Check each line of the listing for the string "index", count the lines that have it, and answer with that number only.
--- Records shown ---
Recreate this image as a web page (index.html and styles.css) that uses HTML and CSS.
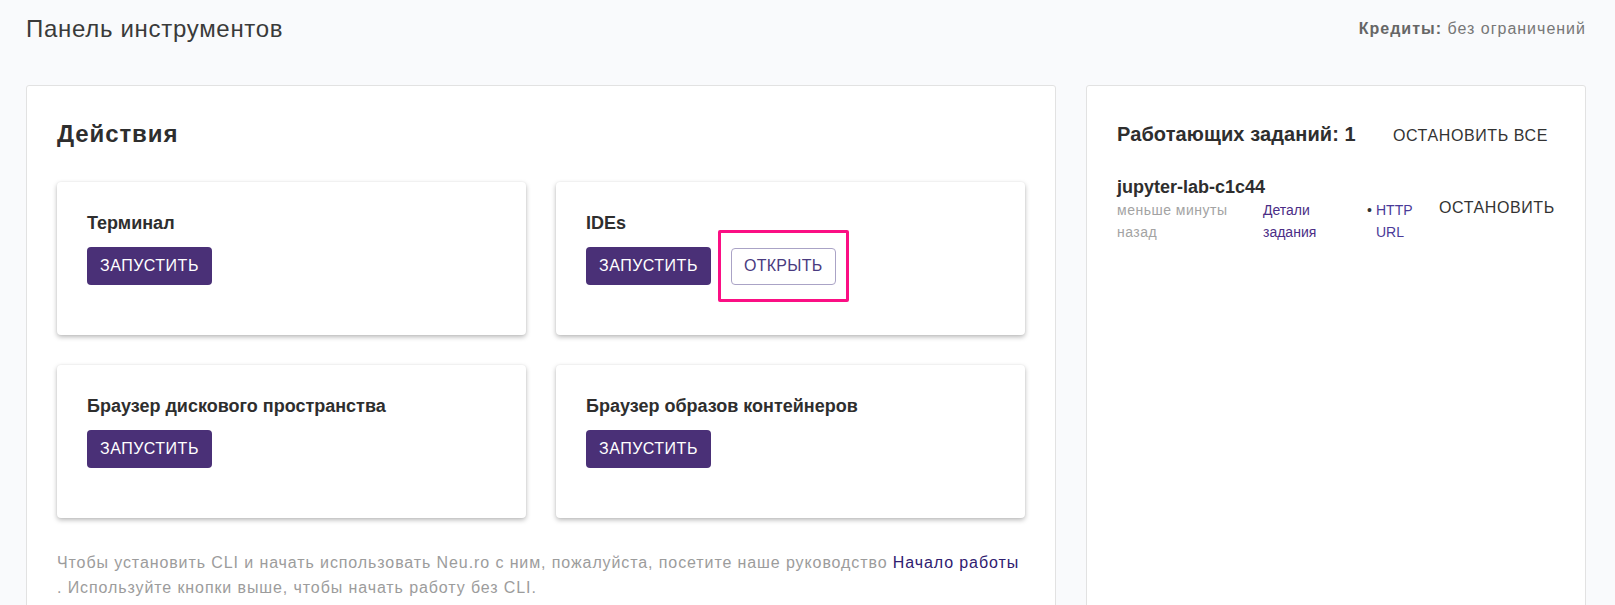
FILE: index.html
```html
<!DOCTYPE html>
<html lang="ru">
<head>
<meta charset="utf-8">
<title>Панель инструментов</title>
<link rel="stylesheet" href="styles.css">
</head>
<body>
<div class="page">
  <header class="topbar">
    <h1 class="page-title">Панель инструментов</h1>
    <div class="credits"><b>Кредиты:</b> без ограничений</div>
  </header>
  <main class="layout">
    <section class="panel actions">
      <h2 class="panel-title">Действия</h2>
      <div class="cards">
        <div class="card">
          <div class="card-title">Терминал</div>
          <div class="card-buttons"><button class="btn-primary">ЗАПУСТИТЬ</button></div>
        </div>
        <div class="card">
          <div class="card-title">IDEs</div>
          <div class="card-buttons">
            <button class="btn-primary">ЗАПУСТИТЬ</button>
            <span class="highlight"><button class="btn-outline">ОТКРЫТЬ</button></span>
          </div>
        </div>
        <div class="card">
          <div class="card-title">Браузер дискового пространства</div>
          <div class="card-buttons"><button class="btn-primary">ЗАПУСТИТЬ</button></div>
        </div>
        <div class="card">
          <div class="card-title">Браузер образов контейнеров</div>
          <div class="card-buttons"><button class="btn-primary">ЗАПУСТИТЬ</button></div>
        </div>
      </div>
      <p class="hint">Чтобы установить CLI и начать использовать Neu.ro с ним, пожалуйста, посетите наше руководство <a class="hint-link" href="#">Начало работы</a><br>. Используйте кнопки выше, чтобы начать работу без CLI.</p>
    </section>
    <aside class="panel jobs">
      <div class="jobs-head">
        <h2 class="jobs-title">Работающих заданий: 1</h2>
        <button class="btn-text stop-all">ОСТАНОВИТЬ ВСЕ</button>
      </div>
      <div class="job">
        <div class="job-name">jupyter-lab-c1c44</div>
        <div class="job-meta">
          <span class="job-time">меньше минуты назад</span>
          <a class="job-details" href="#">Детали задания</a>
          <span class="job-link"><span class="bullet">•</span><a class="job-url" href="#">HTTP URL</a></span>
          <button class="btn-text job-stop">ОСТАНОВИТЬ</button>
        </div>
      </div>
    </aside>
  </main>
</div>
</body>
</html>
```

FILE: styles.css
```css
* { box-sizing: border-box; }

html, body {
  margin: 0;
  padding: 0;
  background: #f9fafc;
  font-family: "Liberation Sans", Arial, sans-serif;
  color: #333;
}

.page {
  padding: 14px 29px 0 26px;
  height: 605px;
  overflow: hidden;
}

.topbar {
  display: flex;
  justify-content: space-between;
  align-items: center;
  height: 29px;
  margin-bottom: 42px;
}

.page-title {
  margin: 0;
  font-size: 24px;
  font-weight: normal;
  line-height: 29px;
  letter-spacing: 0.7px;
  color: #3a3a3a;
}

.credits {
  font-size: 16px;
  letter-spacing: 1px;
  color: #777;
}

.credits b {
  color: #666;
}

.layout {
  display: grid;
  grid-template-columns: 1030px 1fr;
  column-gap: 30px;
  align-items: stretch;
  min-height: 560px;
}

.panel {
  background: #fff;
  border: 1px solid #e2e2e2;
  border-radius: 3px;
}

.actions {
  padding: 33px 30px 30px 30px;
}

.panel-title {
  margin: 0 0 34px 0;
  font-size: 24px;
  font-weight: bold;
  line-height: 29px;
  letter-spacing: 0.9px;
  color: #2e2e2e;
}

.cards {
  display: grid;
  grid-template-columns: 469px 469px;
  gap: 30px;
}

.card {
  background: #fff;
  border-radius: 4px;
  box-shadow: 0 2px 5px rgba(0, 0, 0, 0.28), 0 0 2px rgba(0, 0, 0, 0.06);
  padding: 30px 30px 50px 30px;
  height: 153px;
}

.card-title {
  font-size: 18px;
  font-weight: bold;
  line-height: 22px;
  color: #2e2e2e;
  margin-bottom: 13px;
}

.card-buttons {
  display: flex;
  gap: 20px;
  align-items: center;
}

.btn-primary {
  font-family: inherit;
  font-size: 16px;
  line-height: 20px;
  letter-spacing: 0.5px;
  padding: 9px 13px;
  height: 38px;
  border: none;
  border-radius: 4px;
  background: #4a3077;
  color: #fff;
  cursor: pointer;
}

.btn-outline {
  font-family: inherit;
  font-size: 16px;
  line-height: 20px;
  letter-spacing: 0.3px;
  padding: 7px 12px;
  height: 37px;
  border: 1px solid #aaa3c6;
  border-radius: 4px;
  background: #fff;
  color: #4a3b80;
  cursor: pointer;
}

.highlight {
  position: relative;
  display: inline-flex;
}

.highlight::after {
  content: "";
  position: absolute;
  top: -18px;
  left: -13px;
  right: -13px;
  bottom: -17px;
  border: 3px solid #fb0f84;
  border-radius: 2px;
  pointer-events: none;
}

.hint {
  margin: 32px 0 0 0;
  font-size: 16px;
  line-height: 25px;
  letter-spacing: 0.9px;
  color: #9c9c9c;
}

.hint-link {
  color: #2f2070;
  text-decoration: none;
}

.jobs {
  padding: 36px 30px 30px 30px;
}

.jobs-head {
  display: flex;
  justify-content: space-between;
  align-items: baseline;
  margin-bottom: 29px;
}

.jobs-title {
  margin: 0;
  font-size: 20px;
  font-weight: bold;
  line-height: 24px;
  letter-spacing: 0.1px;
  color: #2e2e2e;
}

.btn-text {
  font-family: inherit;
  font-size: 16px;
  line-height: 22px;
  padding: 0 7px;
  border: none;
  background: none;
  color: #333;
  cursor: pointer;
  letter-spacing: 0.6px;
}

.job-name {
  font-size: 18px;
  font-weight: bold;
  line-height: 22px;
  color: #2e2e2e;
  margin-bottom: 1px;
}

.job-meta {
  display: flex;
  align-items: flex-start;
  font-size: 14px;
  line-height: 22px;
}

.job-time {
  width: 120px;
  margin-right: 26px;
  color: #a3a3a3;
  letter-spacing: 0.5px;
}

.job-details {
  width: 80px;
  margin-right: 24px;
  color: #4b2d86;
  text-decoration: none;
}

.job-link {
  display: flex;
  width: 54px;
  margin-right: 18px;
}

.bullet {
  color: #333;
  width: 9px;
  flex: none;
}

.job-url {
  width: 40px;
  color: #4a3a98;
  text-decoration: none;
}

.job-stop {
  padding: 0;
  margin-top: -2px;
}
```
---
--- Records shown ---
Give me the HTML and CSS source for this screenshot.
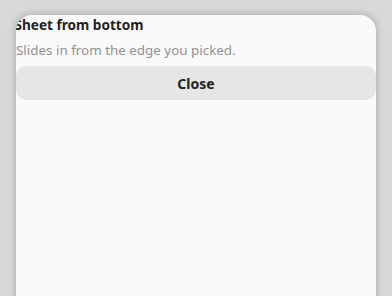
---
## Task response
2